Pfarrer Bernhard Schräder
Bild Pfarrer Bernhard Schräder

Der Name „Schräder“ kommt von „schroten“. Vorfahren Bernhard Schräders lebten seit Jahrhunderten als Besitzer einer Windmühle in Restrup bei Telgte im Münsterland. Ein Großvater des späteren Weihbischofs war noch Müller.

Bernhard Schräder wurde am 26. September 1900 als viertes Kind des gleichnamigen Bahnhofsvorstehers in Hörstel (Kreis Tecklenburg, Westfalen) geboren. Maria war die älteste der insgesamt fünf Geschwister, dann folgten vier Jungen. Mit seinem älteren Bruder Paul verband Bernhard lebenslang eine besondere Freundschaft. Seine Mutter Berta Schräder, geborene Wöbker, verstarb früh; sein ältester Bruder Franz fiel im ersten Weltkrieg.
Der Vater wurde aufgrund seines Berufes einige Male dienstversetzt, so dass die Familie an häufig wechselnden Wohnorten lebte. Während seiner Schulzeit in Lingen und auch am Gymnasium Carolinum in Osnabrück war Bernhard Schräder - wie alle seine Brüder auch - Mitglied im „Quickborn“. Nach dem Abitur im Sommer 1918 zog man ihn zum deutschen Heer ein, jedoch blieb ihm ein Fronteinsatz erspart.
Zwei der Schräder-Brüder hatten ihre Spitznahmen nach der Haarfarbe: Paul wurde „der Schwarze“ genannt; Bernhard „der Rote“.  Die Katholiken in Mecklenburg hatten später kaum noch die Möglichkeit, das nachprüfen. Im Kreise der Familie bekam Bernhard Schräder bald einen weiteren Spitznamen: Seine Nichten und Neffen nannten ihn liebevoll : Onkel Birne.

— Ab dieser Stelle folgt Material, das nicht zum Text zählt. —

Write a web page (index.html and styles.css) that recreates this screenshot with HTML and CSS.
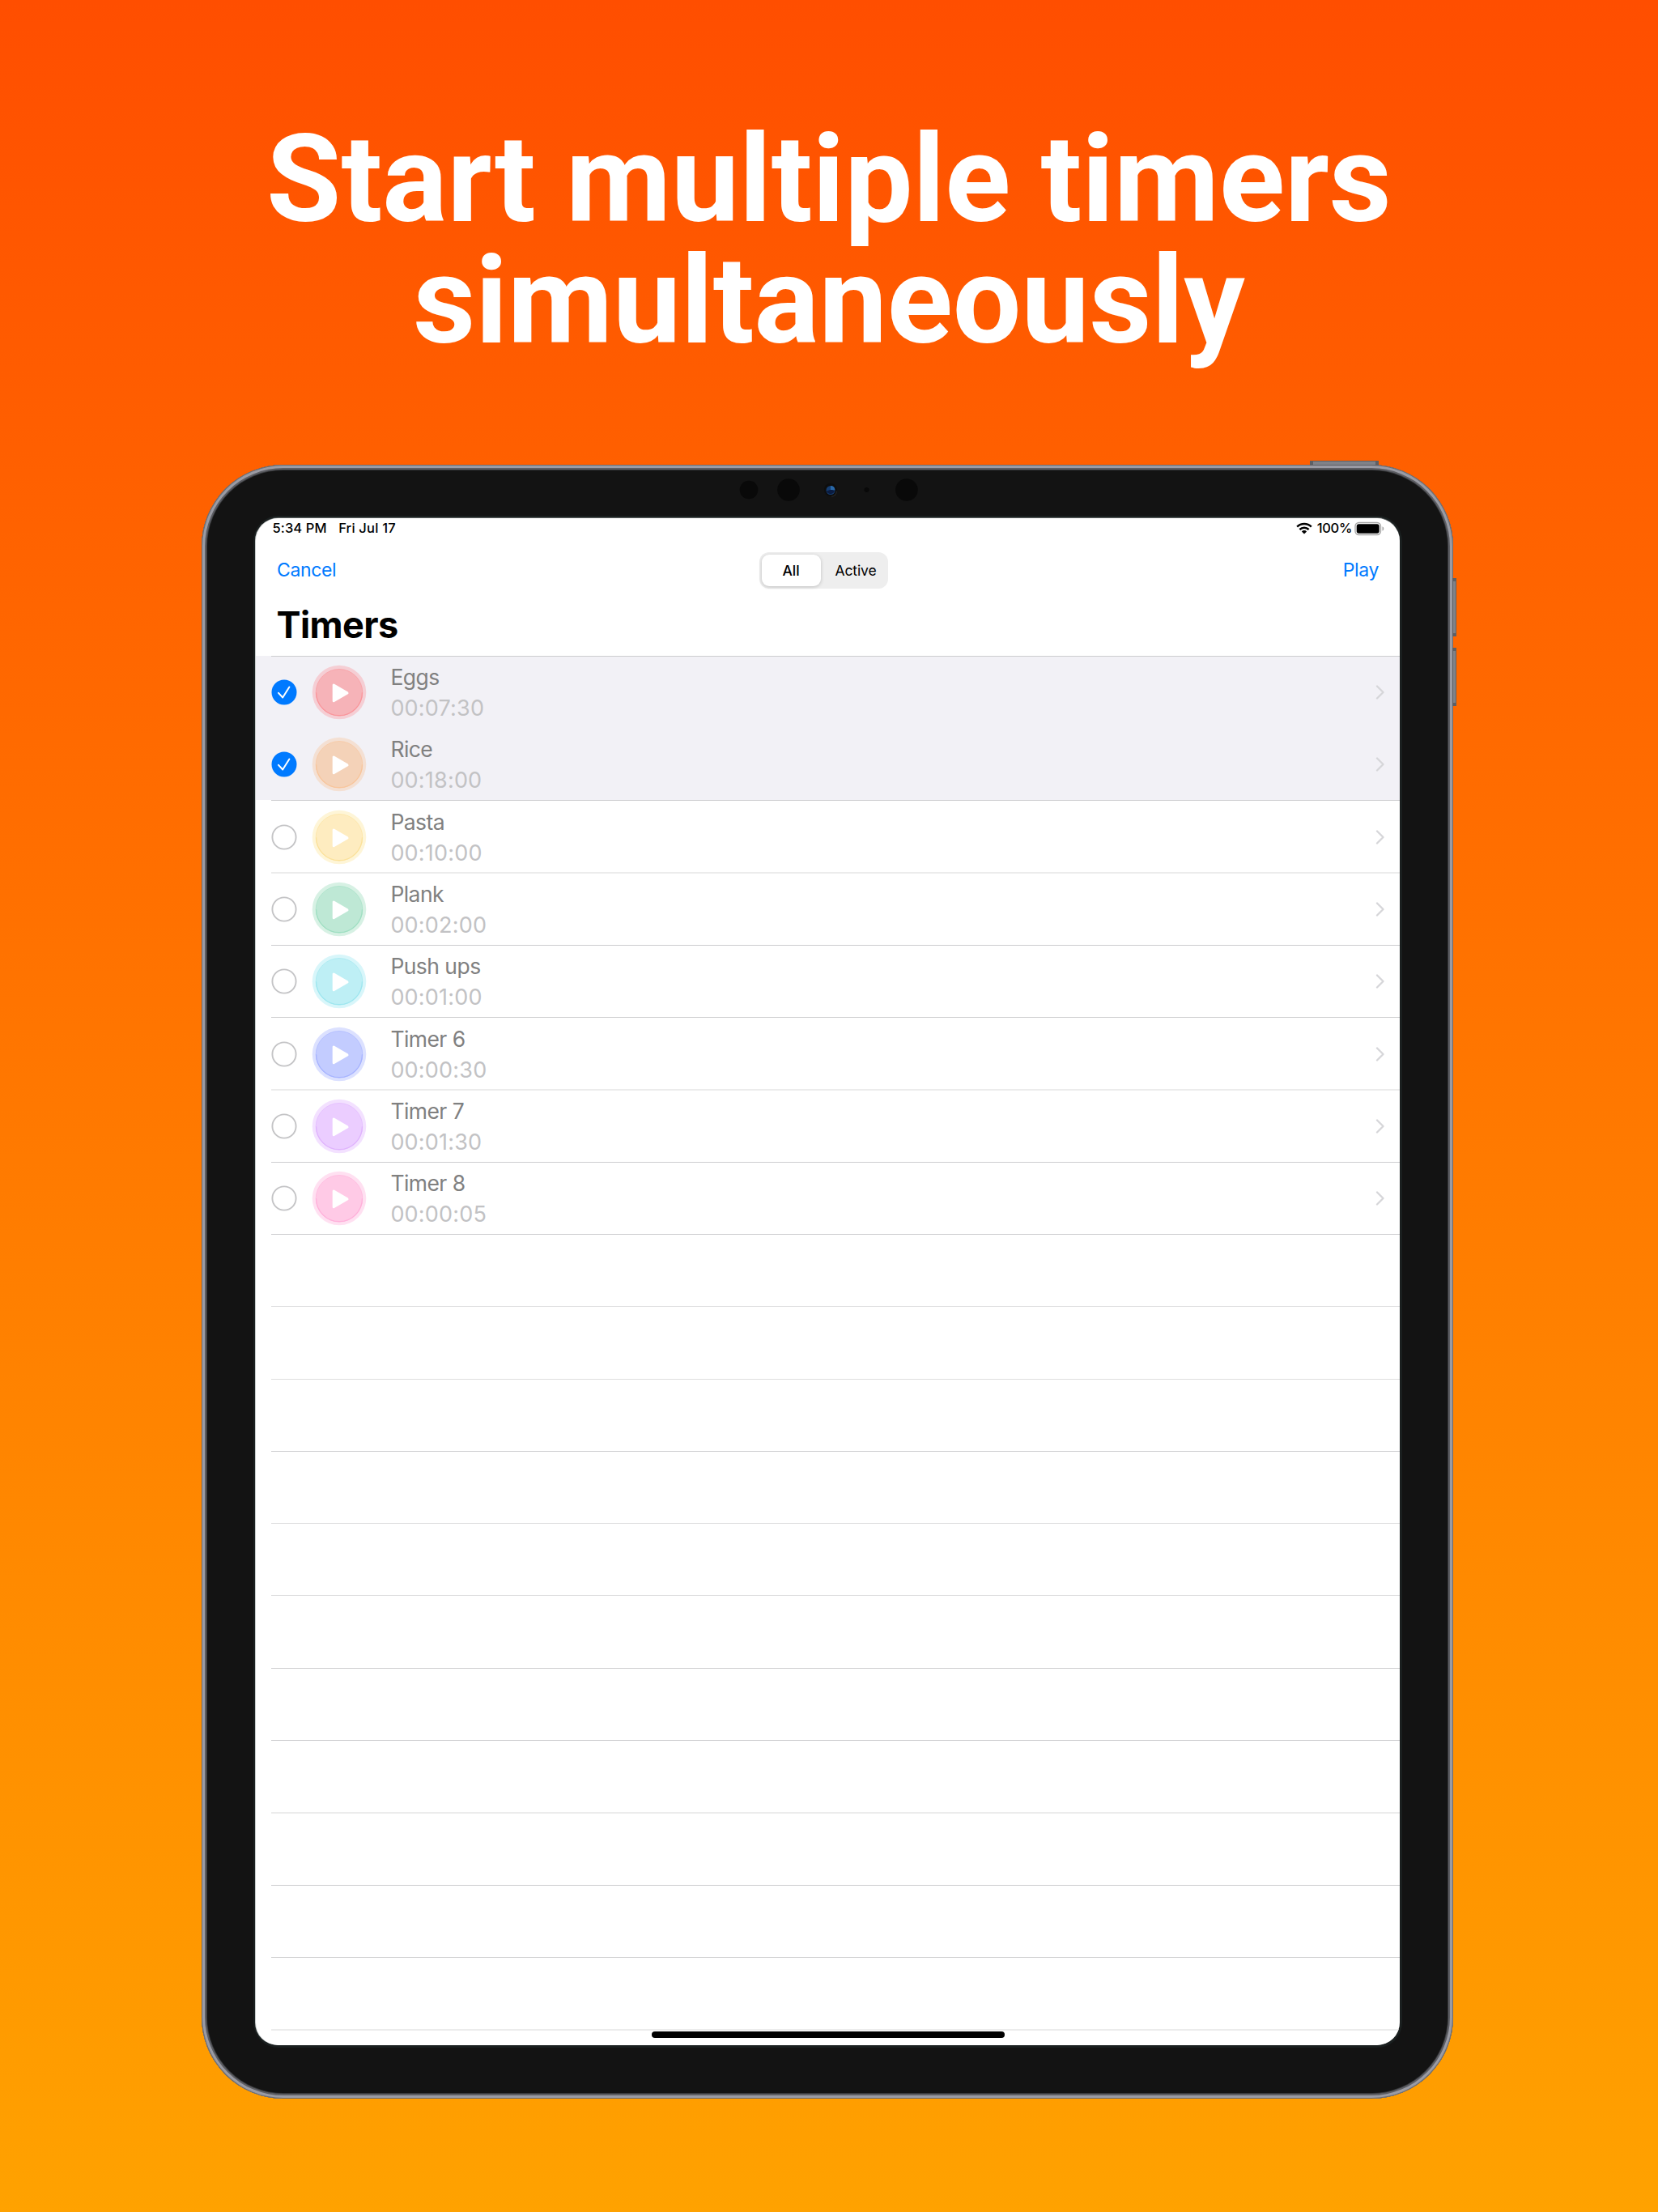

Bernhard Schräder begann 1919 in Münster Altphilologie und Nationalökonomie zu studieren. Bereits zum Wintersemester 1919/20 wechselte er nach Hamburg, ab Sommersemester 1920 ging er nach Freiburg im Breisgau. Dort studierte er 4 Semester Nationalökonomie und 5 Semester Theologie. In Freiburg war er zusammen mit seinem Bruder Paul in der Studentenverbindung „Unitas ecadia“ aktiv. 1924 wurde er zum Doktor rer. pol. promoviert. Danach wandte er sich ganz dem Theologiestudium zu und ging im gleichen Jahr nach Fulda ins Priesterseminar.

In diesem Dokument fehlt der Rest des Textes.